The only “reform” they made was in emphasizing the same stuff that Catholics historically believed, anyway, like Grace Alone, and the inspiration of Scripture. All of their distinctively Protestant innovations, like sola Scriptura or sola fide or a host of other things, were unheard of in the ancient Church.

This is the burden of every Protestant who uses this rhetoric, to explain. It can’t be done. If they try to argue it from Church history, they lose every time. I know, because I’ve been in dozens of such debates myself, with many of the leading fundamentalist Protestant debaters.

As for mere “traditions of men,” no one has more of those than Protestants. Sola Scriptura isn’t in the Bible anywhere, yet they base their entire system on it. It is itself a bald, unsubstantiated tradition of men. It was essentially invented by Martin Luther on the spur of the moment when he was trapped in debate by a Catholic opponent (Leipzig Debate of 1519). The Bible itself teaches that there are corruptions of men, but also true divine traditions.

So if one wants to truly take the Bible as the fullness of truth, that includes a positive as well as negative version of tradition. It also includes Church authority, which is related. This same Scripture teaches both church and papal infallibility.

Catholics and Protestants agree that the Bible alone is inspired. Infallibility is a far lesser gift, that protects men from promulgating error and making it binding on the faithful.

Of course we are sinners and make mistakes. Precisely because of this, the Church has to be divinely protected by the Holy Spirit from error. But Protestantism ditched that belief, and so left mere men to fend for themselves and fall back on themselves. Who wants to fall back on that weak reed?!

Thus, human error in relation to doctrine is far more a problem in Protestantism than in Catholicism. God always had to use sinners, even to write much of His collected inspired documents, the Bible (Moses, David, Paul, Peter: murderers, adulterers, betrayers: quite a motley group). The Bible makes it clear that there will always be sinners in the Church, too.

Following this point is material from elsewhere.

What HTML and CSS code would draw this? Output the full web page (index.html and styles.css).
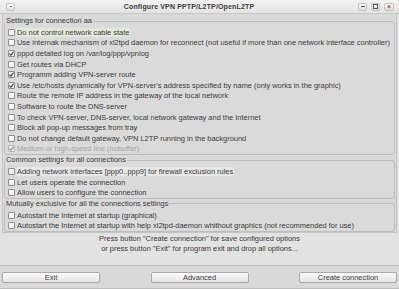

Protestants can claim whatever they like about possessing “fullness of truth.” That’s easy. But they can’t prove this. The Catholic, on the other hand, believes there is a divinely protected Church, established by Christ, that preserves the fullness of the apostolic deposit through apostolic succession. That’s a consistent (and patristic and biblical) view. It requires faith, sure, but it is thoroughly based both on the Bible and Church history.

The Protestant view cannot ultimately be backed up by either thing, and is unable to be consistently practiced in real life. It’s self-defeating. That can easily be demonstrated by showing that claims such as this are based on nothing when scrutinized. The Protestant needs to be challenged to explain why they believe these things based on nothing, as if Christian belief were similar to an onion that you keep peeling, but which has nothing inside.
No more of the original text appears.